Instructions to follow: Transcribe the listing in full, excluding any pictures.

Stored data:
☆ ☆ ☆ ☆
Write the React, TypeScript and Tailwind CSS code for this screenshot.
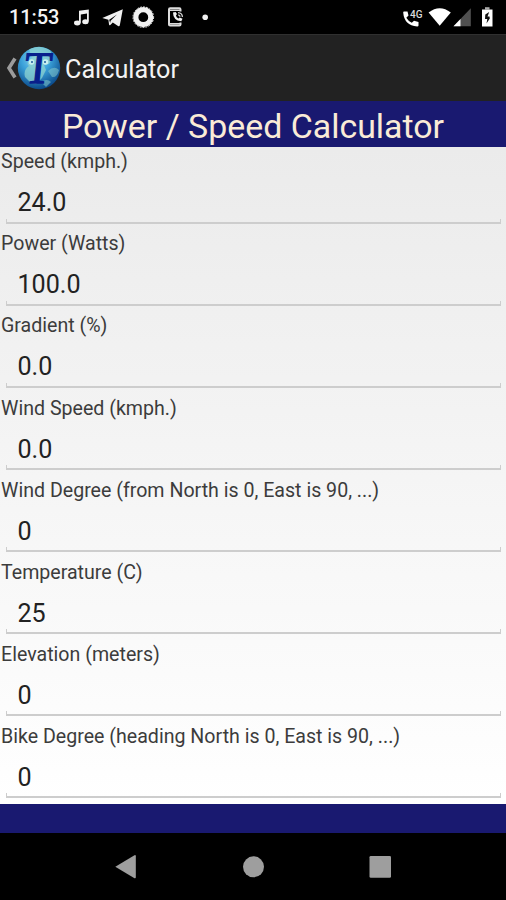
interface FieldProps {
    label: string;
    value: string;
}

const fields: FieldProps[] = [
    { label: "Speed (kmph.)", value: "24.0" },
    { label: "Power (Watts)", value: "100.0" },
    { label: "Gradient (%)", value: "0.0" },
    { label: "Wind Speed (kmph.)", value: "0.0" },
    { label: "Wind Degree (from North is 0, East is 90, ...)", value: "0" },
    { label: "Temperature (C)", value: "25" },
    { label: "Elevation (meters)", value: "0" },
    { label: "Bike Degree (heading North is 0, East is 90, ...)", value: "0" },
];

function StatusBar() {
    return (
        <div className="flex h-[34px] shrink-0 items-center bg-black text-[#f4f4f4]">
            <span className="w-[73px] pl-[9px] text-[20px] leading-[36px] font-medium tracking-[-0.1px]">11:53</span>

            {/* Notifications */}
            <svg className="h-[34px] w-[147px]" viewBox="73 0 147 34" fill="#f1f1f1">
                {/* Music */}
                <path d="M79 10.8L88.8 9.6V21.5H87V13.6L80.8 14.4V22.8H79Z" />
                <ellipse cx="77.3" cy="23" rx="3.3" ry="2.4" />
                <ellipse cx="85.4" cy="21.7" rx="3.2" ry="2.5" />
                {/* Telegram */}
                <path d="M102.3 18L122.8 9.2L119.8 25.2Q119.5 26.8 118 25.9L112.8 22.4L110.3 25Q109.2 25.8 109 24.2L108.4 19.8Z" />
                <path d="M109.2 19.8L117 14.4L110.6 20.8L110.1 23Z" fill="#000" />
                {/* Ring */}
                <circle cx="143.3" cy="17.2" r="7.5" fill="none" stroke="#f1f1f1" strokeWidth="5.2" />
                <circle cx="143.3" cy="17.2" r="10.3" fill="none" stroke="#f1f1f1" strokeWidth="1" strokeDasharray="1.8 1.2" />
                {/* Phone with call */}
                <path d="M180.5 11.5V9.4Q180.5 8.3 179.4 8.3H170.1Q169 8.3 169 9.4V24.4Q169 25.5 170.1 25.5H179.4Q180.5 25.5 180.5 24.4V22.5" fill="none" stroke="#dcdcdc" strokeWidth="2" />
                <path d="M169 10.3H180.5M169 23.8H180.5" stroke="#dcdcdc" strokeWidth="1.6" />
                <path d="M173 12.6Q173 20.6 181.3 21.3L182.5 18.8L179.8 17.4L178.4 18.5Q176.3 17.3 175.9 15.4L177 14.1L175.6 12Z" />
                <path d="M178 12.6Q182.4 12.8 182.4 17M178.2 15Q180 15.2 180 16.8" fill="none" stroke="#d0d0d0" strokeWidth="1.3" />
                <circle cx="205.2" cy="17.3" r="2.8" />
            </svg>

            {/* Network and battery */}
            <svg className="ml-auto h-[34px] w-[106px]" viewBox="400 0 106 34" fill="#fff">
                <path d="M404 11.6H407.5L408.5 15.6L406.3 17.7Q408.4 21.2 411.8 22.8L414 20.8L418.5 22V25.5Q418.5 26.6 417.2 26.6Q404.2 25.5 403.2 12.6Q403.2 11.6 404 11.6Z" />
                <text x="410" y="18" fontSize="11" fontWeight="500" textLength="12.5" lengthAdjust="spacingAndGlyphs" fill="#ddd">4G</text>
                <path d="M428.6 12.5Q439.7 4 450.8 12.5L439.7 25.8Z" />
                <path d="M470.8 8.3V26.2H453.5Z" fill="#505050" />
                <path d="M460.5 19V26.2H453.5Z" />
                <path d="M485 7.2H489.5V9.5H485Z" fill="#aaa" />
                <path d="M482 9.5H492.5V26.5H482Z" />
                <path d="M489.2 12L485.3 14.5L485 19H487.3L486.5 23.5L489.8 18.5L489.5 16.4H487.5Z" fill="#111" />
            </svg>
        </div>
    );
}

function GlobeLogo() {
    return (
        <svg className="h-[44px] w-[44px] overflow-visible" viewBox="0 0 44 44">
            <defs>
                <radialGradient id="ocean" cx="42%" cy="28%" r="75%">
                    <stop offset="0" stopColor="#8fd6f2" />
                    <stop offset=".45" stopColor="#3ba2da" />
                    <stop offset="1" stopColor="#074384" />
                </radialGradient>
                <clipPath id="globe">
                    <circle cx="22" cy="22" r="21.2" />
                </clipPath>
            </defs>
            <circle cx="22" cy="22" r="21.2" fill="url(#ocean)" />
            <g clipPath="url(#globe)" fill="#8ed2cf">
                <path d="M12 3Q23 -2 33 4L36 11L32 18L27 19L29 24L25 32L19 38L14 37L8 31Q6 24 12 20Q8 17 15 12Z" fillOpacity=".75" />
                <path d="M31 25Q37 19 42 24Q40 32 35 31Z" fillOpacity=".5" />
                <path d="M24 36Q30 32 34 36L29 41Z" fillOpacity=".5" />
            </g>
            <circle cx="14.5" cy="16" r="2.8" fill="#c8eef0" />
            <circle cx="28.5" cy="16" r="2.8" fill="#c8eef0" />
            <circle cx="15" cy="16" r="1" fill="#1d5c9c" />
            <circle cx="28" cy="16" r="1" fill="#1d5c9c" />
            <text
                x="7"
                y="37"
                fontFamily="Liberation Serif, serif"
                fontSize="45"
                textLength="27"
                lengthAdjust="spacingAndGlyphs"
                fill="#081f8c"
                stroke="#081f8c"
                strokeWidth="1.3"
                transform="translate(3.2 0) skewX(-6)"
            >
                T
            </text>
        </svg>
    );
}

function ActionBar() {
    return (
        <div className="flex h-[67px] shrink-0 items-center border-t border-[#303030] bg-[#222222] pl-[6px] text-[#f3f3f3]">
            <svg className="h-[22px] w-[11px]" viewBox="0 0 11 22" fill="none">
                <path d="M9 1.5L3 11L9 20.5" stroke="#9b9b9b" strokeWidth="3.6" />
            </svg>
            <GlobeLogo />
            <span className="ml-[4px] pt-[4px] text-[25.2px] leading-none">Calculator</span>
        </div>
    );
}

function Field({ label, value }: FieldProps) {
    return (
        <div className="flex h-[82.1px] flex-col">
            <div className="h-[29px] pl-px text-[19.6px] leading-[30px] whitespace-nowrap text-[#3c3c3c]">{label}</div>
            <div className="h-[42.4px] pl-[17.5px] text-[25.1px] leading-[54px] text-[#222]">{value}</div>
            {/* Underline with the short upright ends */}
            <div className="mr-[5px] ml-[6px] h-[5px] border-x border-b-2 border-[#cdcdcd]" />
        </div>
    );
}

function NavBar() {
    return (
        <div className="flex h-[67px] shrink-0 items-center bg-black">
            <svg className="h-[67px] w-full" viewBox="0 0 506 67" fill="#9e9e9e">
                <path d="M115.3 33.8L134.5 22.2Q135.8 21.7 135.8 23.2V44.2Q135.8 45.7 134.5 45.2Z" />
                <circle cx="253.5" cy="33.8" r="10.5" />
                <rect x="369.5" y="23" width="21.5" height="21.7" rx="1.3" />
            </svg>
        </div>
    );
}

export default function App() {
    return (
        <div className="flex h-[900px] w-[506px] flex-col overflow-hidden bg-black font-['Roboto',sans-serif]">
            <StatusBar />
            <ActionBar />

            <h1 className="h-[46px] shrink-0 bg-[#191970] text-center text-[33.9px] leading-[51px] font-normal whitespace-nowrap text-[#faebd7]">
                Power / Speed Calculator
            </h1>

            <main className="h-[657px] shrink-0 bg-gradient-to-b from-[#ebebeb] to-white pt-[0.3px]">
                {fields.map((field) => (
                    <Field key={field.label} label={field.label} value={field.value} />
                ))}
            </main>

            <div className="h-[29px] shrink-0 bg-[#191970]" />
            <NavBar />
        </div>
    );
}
☆ ☆ ☆ ☆
Complete output:
Write the React, TypeScript and Tailwind CSS code for this screenshot.
interface FieldProps {
    label: string;
    value: string;
}

const fields: FieldProps[] = [
    { label: "Speed (kmph.)", value: "24.0" },
    { label: "Power (Watts)", value: "100.0" },
    { label: "Gradient (%)", value: "0.0" },
    { label: "Wind Speed (kmph.)", value: "0.0" },
    { label: "Wind Degree (from North is 0, East is 90, ...)", value: "0" },
    { label: "Temperature (C)", value: "25" },
    { label: "Elevation (meters)", value: "0" },
    { label: "Bike Degree (heading North is 0, East is 90, ...)", value: "0" },
];

function StatusBar() {
    return (
        <div className="flex h-[34px] shrink-0 items-center bg-black text-[#f4f4f4]">
            <span className="w-[73px] pl-[9px] text-[20px] leading-[36px] font-medium tracking-[-0.1px]">11:53</span>

            {/* Notifications */}
            <svg className="h-[34px] w-[147px]" viewBox="73 0 147 34" fill="#f1f1f1">
                {/* Music */}
                <path d="M79 10.8L88.8 9.6V21.5H87V13.6L80.8 14.4V22.8H79Z" />
                <ellipse cx="77.3" cy="23" rx="3.3" ry="2.4" />
                <ellipse cx="85.4" cy="21.7" rx="3.2" ry="2.5" />
                {/* Telegram */}
                <path d="M102.3 18L122.8 9.2L119.8 25.2Q119.5 26.8 118 25.9L112.8 22.4L110.3 25Q109.2 25.8 109 24.2L108.4 19.8Z" />
                <path d="M109.2 19.8L117 14.4L110.6 20.8L110.1 23Z" fill="#000" />
                {/* Ring */}
                <circle cx="143.3" cy="17.2" r="7.5" fill="none" stroke="#f1f1f1" strokeWidth="5.2" />
                <circle cx="143.3" cy="17.2" r="10.3" fill="none" stroke="#f1f1f1" strokeWidth="1" strokeDasharray="1.8 1.2" />
                {/* Phone with call */}
                <path d="M180.5 11.5V9.4Q180.5 8.3 179.4 8.3H170.1Q169 8.3 169 9.4V24.4Q169 25.5 170.1 25.5H179.4Q180.5 25.5 180.5 24.4V22.5" fill="none" stroke="#dcdcdc" strokeWidth="2" />
                <path d="M169 10.3H180.5M169 23.8H180.5" stroke="#dcdcdc" strokeWidth="1.6" />
                <path d="M173 12.6Q173 20.6 181.3 21.3L182.5 18.8L179.8 17.4L178.4 18.5Q176.3 17.3 175.9 15.4L177 14.1L175.6 12Z" />
                <path d="M178 12.6Q182.4 12.8 182.4 17M178.2 15Q180 15.2 180 16.8" fill="none" stroke="#d0d0d0" strokeWidth="1.3" />
                <circle cx="205.2" cy="17.3" r="2.8" />
            </svg>

            {/* Network and battery */}
            <svg className="ml-auto h-[34px] w-[106px]" viewBox="400 0 106 34" fill="#fff">
                <path d="M404 11.6H407.5L408.5 15.6L406.3 17.7Q408.4 21.2 411.8 22.8L414 20.8L418.5 22V25.5Q418.5 26.6 417.2 26.6Q404.2 25.5 403.2 12.6Q403.2 11.6 404 11.6Z" />
                <text x="410" y="18" fontSize="11" fontWeight="500" textLength="12.5" lengthAdjust="spacingAndGlyphs" fill="#ddd">4G</text>
                <path d="M428.6 12.5Q439.7 4 450.8 12.5L439.7 25.8Z" />
                <path d="M470.8 8.3V26.2H453.5Z" fill="#505050" />
                <path d="M460.5 19V26.2H453.5Z" />
                <path d="M485 7.2H489.5V9.5H485Z" fill="#aaa" />
                <path d="M482 9.5H492.5V26.5H482Z" />
                <path d="M489.2 12L485.3 14.5L485 19H487.3L486.5 23.5L489.8 18.5L489.5 16.4H487.5Z" fill="#111" />
            </svg>
        </div>
    );
}

function GlobeLogo() {
    return (
        <svg className="h-[44px] w-[44px] overflow-visible" viewBox="0 0 44 44">
            <defs>
                <radialGradient id="ocean" cx="42%" cy="28%" r="75%">
                    <stop offset="0" stopColor="#8fd6f2" />
                    <stop offset=".45" stopColor="#3ba2da" />
                    <stop offset="1" stopColor="#074384" />
                </radialGradient>
                <clipPath id="globe">
                    <circle cx="22" cy="22" r="21.2" />
                </clipPath>
            </defs>
            <circle cx="22" cy="22" r="21.2" fill="url(#ocean)" />
            <g clipPath="url(#globe)" fill="#8ed2cf">
                <path d="M12 3Q23 -2 33 4L36 11L32 18L27 19L29 24L25 32L19 38L14 37L8 31Q6 24 12 20Q8 17 15 12Z" fillOpacity=".75" />
                <path d="M31 25Q37 19 42 24Q40 32 35 31Z" fillOpacity=".5" />
                <path d="M24 36Q30 32 34 36L29 41Z" fillOpacity=".5" />
            </g>
            <circle cx="14.5" cy="16" r="2.8" fill="#c8eef0" />
            <circle cx="28.5" cy="16" r="2.8" fill="#c8eef0" />
            <circle cx="15" cy="16" r="1" fill="#1d5c9c" />
            <circle cx="28" cy="16" r="1" fill="#1d5c9c" />
            <text
                x="7"
                y="37"
                fontFamily="Liberation Serif, serif"
                fontSize="45"
                textLength="27"
                lengthAdjust="spacingAndGlyphs"
                fill="#081f8c"
                stroke="#081f8c"
                strokeWidth="1.3"
                transform="translate(3.2 0) skewX(-6)"
            >
                T
            </text>
        </svg>
    );
}

function ActionBar() {
    return (
        <div className="flex h-[67px] shrink-0 items-center border-t border-[#303030] bg-[#222222] pl-[6px] text-[#f3f3f3]">
            <svg className="h-[22px] w-[11px]" viewBox="0 0 11 22" fill="none">
                <path d="M9 1.5L3 11L9 20.5" stroke="#9b9b9b" strokeWidth="3.6" />
            </svg>
            <GlobeLogo />
            <span className="ml-[4px] pt-[4px] text-[25.2px] leading-none">Calculator</span>
        </div>
    );
}

function Field({ label, value }: FieldProps) {
    return (
        <div className="flex h-[82.1px] flex-col">
            <div className="h-[29px] pl-px text-[19.6px] leading-[30px] whitespace-nowrap text-[#3c3c3c]">{label}</div>
            <div className="h-[42.4px] pl-[17.5px] text-[25.1px] leading-[54px] text-[#222]">{value}</div>
            {/* Underline with the short upright ends */}
            <div className="mr-[5px] ml-[6px] h-[5px] border-x border-b-2 border-[#cdcdcd]" />
        </div>
    );
}

function NavBar() {
    return (
        <div className="flex h-[67px] shrink-0 items-center bg-black">
            <svg className="h-[67px] w-full" viewBox="0 0 506 67" fill="#9e9e9e">
                <path d="M115.3 33.8L134.5 22.2Q135.8 21.7 135.8 23.2V44.2Q135.8 45.7 134.5 45.2Z" />
                <circle cx="253.5" cy="33.8" r="10.5" />
                <rect x="369.5" y="23" width="21.5" height="21.7" rx="1.3" />
            </svg>
        </div>
    );
}

export default function App() {
    return (
        <div className="flex h-[900px] w-[506px] flex-col overflow-hidden bg-black font-['Roboto',sans-serif]">
            <StatusBar />
            <ActionBar />

            <h1 className="h-[46px] shrink-0 bg-[#191970] text-center text-[33.9px] leading-[51px] font-normal whitespace-nowrap text-[#faebd7]">
                Power / Speed Calculator
            </h1>

            <main className="h-[657px] shrink-0 bg-gradient-to-b from-[#ebebeb] to-white pt-[0.3px]">
                {fields.map((field) => (
                    <Field key={field.label} label={field.label} value={field.value} />
                ))}
            </main>

            <div className="h-[29px] shrink-0 bg-[#191970]" />
            <NavBar />
        </div>
    );
}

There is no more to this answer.